WRITTEN REQUEST - Return every record below exactly as written, omitting any pictures.
....
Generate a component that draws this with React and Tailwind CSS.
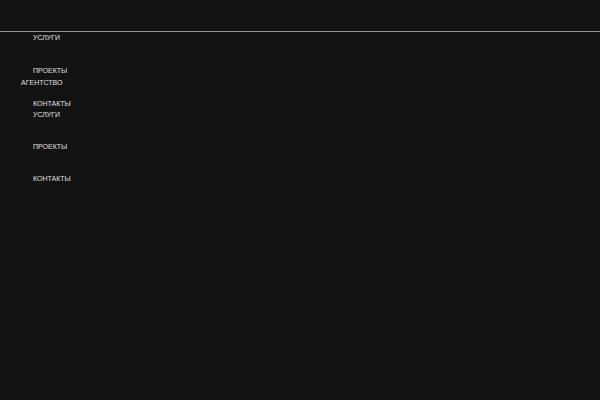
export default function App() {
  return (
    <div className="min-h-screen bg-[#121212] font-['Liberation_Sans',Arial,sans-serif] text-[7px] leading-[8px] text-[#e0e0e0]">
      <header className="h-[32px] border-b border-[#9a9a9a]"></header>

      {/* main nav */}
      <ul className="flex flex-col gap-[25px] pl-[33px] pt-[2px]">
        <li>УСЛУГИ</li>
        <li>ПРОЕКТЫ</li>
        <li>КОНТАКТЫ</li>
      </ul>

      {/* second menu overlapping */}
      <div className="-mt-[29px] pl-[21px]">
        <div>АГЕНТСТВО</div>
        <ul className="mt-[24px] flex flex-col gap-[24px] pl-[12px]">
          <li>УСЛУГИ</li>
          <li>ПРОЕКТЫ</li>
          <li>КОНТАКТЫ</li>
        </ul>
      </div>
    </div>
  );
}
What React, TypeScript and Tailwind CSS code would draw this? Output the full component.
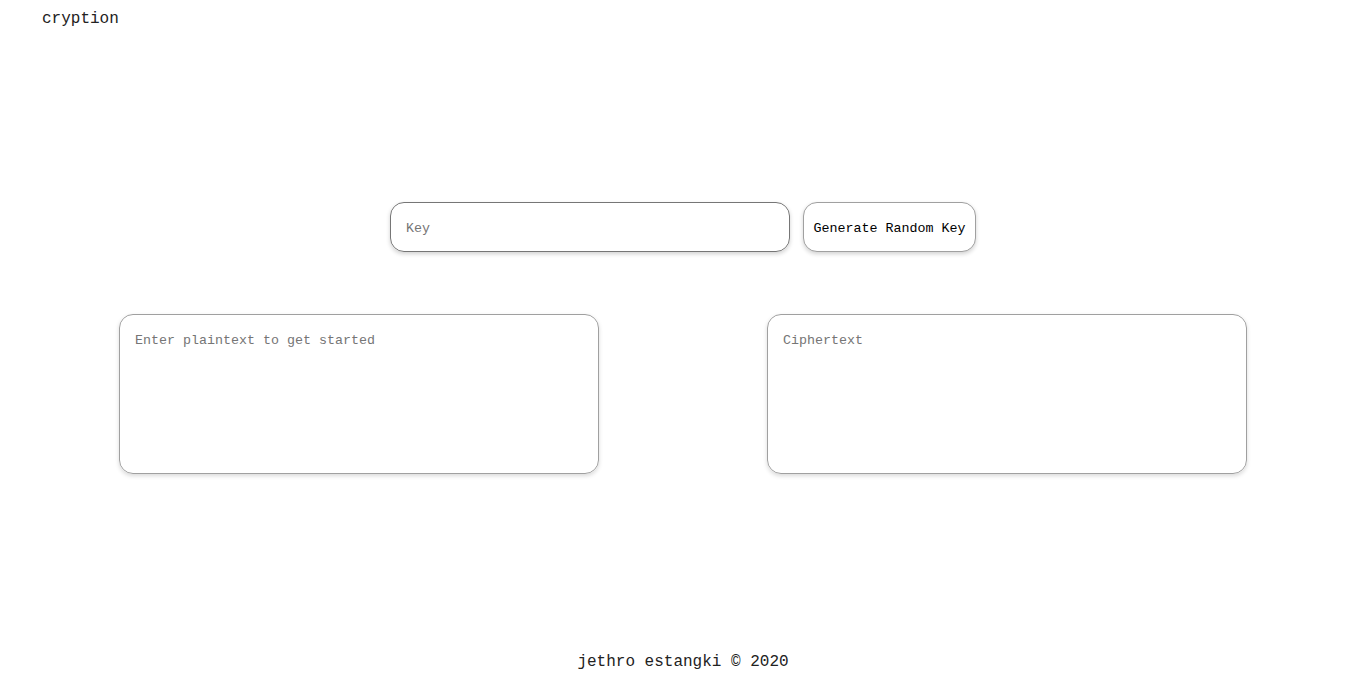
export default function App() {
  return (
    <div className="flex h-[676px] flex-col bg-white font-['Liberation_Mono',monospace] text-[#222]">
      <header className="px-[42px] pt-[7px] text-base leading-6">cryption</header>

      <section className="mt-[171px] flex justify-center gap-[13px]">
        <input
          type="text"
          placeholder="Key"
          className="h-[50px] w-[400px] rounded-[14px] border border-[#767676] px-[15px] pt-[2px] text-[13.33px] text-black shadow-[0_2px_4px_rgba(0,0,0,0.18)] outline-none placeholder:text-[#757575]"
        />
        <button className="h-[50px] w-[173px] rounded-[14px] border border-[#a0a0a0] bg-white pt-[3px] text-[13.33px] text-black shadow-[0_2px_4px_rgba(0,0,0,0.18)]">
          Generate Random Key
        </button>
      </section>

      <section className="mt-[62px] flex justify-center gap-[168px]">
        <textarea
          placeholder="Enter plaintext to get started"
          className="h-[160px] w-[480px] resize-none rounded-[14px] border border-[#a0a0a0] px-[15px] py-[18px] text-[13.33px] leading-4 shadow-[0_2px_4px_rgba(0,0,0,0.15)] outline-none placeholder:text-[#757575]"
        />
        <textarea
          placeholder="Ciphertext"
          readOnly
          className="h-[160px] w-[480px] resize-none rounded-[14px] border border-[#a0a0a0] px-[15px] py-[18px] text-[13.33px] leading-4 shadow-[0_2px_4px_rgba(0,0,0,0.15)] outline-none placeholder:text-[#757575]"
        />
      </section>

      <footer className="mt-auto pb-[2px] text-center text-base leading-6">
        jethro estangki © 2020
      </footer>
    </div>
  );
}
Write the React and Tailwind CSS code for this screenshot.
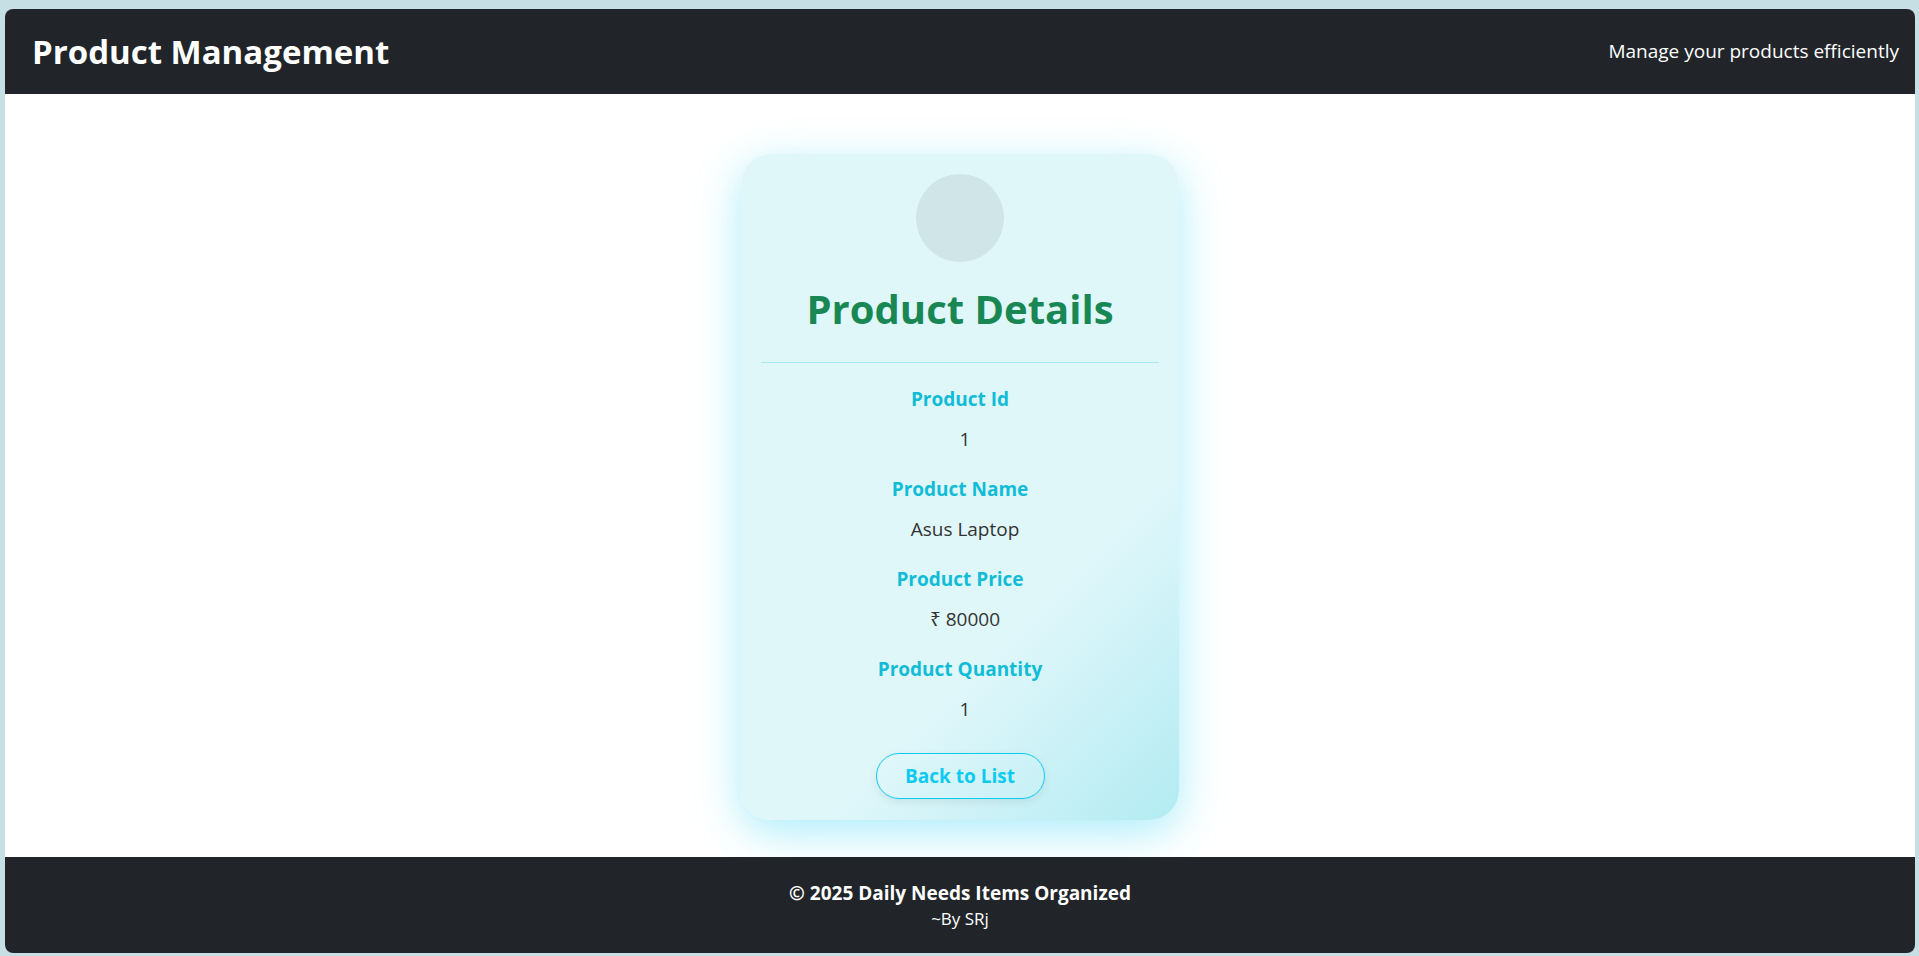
....
EXPECTED ANSWER -
Generate a component that draws this with React and Tailwind CSS.
export default function App() {
  return (
    <div className="min-h-screen bg-[#121212] font-['Liberation_Sans',Arial,sans-serif] text-[7px] leading-[8px] text-[#e0e0e0]">
      <header className="h-[32px] border-b border-[#9a9a9a]"></header>

      {/* main nav */}
      <ul className="flex flex-col gap-[25px] pl-[33px] pt-[2px]">
        <li>УСЛУГИ</li>
        <li>ПРОЕКТЫ</li>
        <li>КОНТАКТЫ</li>
      </ul>

      {/* second menu overlapping */}
      <div className="-mt-[29px] pl-[21px]">
        <div>АГЕНТСТВО</div>
        <ul className="mt-[24px] flex flex-col gap-[24px] pl-[12px]">
          <li>УСЛУГИ</li>
          <li>ПРОЕКТЫ</li>
          <li>КОНТАКТЫ</li>
        </ul>
      </div>
    </div>
  );
}
What React, TypeScript and Tailwind CSS code would draw this? Output the full component.
export default function App() {
  return (
    <div className="flex h-[676px] flex-col bg-white font-['Liberation_Mono',monospace] text-[#222]">
      <header className="px-[42px] pt-[7px] text-base leading-6">cryption</header>

      <section className="mt-[171px] flex justify-center gap-[13px]">
        <input
          type="text"
          placeholder="Key"
          className="h-[50px] w-[400px] rounded-[14px] border border-[#767676] px-[15px] pt-[2px] text-[13.33px] text-black shadow-[0_2px_4px_rgba(0,0,0,0.18)] outline-none placeholder:text-[#757575]"
        />
        <button className="h-[50px] w-[173px] rounded-[14px] border border-[#a0a0a0] bg-white pt-[3px] text-[13.33px] text-black shadow-[0_2px_4px_rgba(0,0,0,0.18)]">
          Generate Random Key
        </button>
      </section>

      <section className="mt-[62px] flex justify-center gap-[168px]">
        <textarea
          placeholder="Enter plaintext to get started"
          className="h-[160px] w-[480px] resize-none rounded-[14px] border border-[#a0a0a0] px-[15px] py-[18px] text-[13.33px] leading-4 shadow-[0_2px_4px_rgba(0,0,0,0.15)] outline-none placeholder:text-[#757575]"
        />
        <textarea
          placeholder="Ciphertext"
          readOnly
          className="h-[160px] w-[480px] resize-none rounded-[14px] border border-[#a0a0a0] px-[15px] py-[18px] text-[13.33px] leading-4 shadow-[0_2px_4px_rgba(0,0,0,0.15)] outline-none placeholder:text-[#757575]"
        />
      </section>

      <footer className="mt-auto pb-[2px] text-center text-base leading-6">
        jethro estangki © 2020
      </footer>
    </div>
  );
}
Write the React and Tailwind CSS code for this screenshot.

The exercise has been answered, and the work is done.